Today, I can go into any barbershop and there is that one fellow, slapping that 42″ thigh that he just spent ten minutes trying to throw over his knee, and what he will be doing is interpreting history. He’ll quote Gibbon, von Clausewitz, Samuel Eliot Morison and his great Uncle Zeb. But he’ll often be right.
Or I can go down to a tea party meeting where one of the leaders, who owns a luncheon grille, will stand up and interpret Madison and Hamilton, Jefferson and Article I, Sec 2 of the Constitution, in a way that would make Laurence Tribe and Alan Dershowitz wince, then cause them to cry when they realize more people believe that fellow’s version than they do their own. And he’d be more right, as well.
So, today, it figures, the empire is striking back. It has to. It must tell us who has written the most important books on political philosophy and history, and reward with money and fame the people who write them. We’re steered toward popinjays like Douglas Brinkley and plagiarists like Doris Kearns Goodwin, who write only for this mob, and publishers who purvey only to their peers, while Rush Limbaugh’s books sell millions yet are never mentioned on the New York Times best sellers list, and religious books in the aggregate out-sell almost all non-fiction titles, but can never make that same list.
No matter, the common man quietly reads and interprets events through a process no one knows, with the help of Gibbon far more often than Brinkley, and according to a moral code of survival as ancient as Methuselah.
A Greek Interlude on Class
All this came upon me earlier in the week when I was browsing through a book on “love in ancient Greece.” There was a lengthy chapter on the subject of homosexuality (it’s been in all the papers) which many have been led to believe was a staple of Greek culture.
Two things caught my eye. First, very little was mentioned about adult males or females simply falling in love and spending their lives together. This is the homosexuality we’ve all grown to know in America, and while not grown to approve it, at least grown to look upon less disapprovingly. But most homosexuality in Greece was in fact pederasty, (man-love-boy, NAMBLA stuff), where older men took young boys aged 12-17 (there was even a rhyme laying out what ages were the best) and then went on to announce some very famous Greek names, Socrates, Plato, several of the playwrights, Sophocles, et al, who spoke of it with some praise, and apparently indulged.
The second point, almost as an aside, was the notion that since so many luminaries in ancient Greece had written so nobly about this practice, many later classical Greek scholars had assumed that the practice was widespread and commonplace in Greece, when in fact…
….it was practiced exclusively among the wealthy and educated.

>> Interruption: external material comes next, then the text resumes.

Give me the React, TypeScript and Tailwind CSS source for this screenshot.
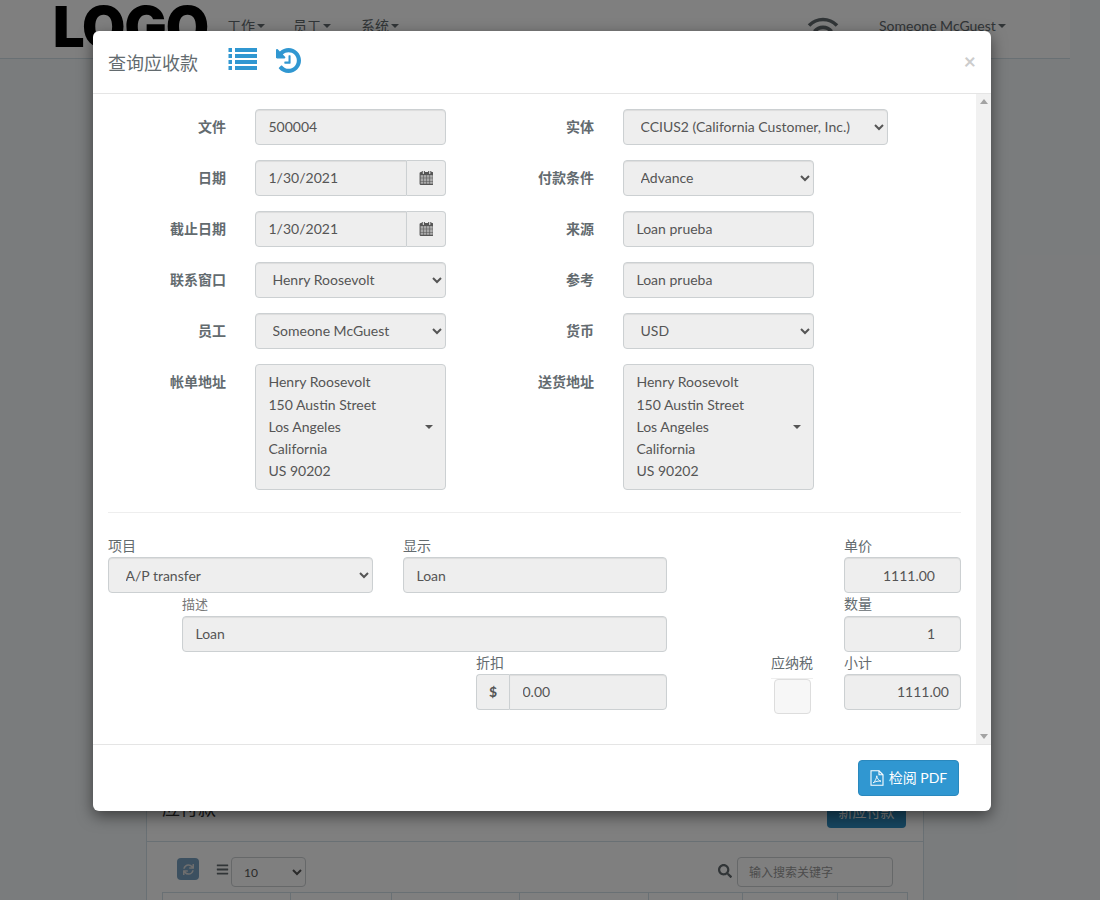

In what most editors would call a throwaway sentence, the writer said, “the common people of Greece would have nothing to do with it”…except occasionally selling a particularly handsome child off to a wealthy solon, a practice that continued in Greece with the Ottomans into the 20th century (and the Belgian wing of the European Parliament as we speak.)
I could go down the decadence trail, which is where Gibbon started out by leading us with Rome, and it is quite racy, but, instead, I want to consider this offhand remark about the common people of Greece and what they practiced, or didn’t practice.
Going back through history, can anyone name any ancient who ever wrote with concern for the poor, when the poor made up 95% of the population? Even when they rose in revolt, as the slave Spartacus did in Rome in the 1st Century AD (a rarity, inasmuch as he was too successful to keep out of their histories) it was to cite the notable efforts of the Caesar to put down the rebellion. Even into the middle ages, we can find almost no mention of the ordinary people, still 95% of the masses, unless we go to England, but in its court records, where ordinary men and women it turns out were important players indeed in keeping the king’s realm peaceful…all because of that damned Magna Carta that empowered them with land and rights other serfs in Europe were denied.
Now I doubt my general opinions about Socrates, Plato and the Greek tragedians has really changed much with this new knowledge. For one, I never liked them much anyway. There are things I did learn from them though. Plato, like Gibbon, never could have believed that a son of coal miner could possibly have studied him, much less critically analyzed him, and helped build a better nation because of him. But while Plato had his own elitist ideas of The Republic, which never really took, the Founders in America had theirs. And theirs did.
Still, I can’t help but wonder if the high school teacher who first introduced me to Socrates and Plato in 11th grade, had any inclination at all that they liked to diddle little boys? I doubt it, but surely his professor at college did, for mine sure did, although he never let on.
He was the head of the Classics Department, and he taught a course on the Greek tragedians. On the first day he assigned seating and arranged it so that all the pretty girls sat in the front and all the guys were scattered in the back. (Girls wore skirts in those days, and most knew, in Dr Demento’s class, how to go from a C to a B just by dressing well.)
(A couple of years later he was summarily but quietly retired, when, the story goes, a particularly unpretty girl, blue jeans, no makeup, and no brassiere, was denied the front row and placed on the back row with the guys to have to try to get her B the hard way. She filed a complaint and the floodgates opened…just proving that Greek lechery is no match for raw, ugly feminism.)
The Empire Strikes Back
Resenting the knowledge the common man yearned, the empire began to strike back around 1900, when the children of those common men who had done uncommonly well in business and industry were sent off to Europe to be educated on pop’s nickle.
(We’re seeing a tiny version of that now, with Occupy, except it’s being done on pop’s alimony.)
Now, I’ve described over the years the penis envy Marx and academicians had for the builders in our world, but to indoctrinate the children and grandchildren of the poor and lowborn required a different touch. It required a deft skill to teach children to stand up on the shoulders they’d been lounging all their lives, then unzip their pants and pee all over their forbears’ backsides.
But that’s what they did. Unlike the academicians of Europe, rich American children had to be taught that ingratitude is a virtue…and this process has been going on, full blast, since 1900 at least, using all the academic elements of snobbery to pull it off.
Socrates raped young boys his way, modern academic pedophiles raped them theirs.
Exit
If you’ve been to the History channel you can tell which programs are trying to lead you into a conclusion, one you may not even think true, and the ones which only want to broaden your understanding. Thank the Founders that you have this sense of discrimination. Once upon a time you didn’t get to judge, you didn’t get to know there was another side to the story being presented to you. You had to rely on the truth and veracity of your teacher.
The Founders changed all that.
And today, we’re the generation that actually gets to make life and death decisions based on our interpretation of events. History sits in our laps.
So, the Final Battle is laid out, and for some of us, just like 1862, it will be brother against brother and father against son.
History belongs to the People. Let’s not give it back.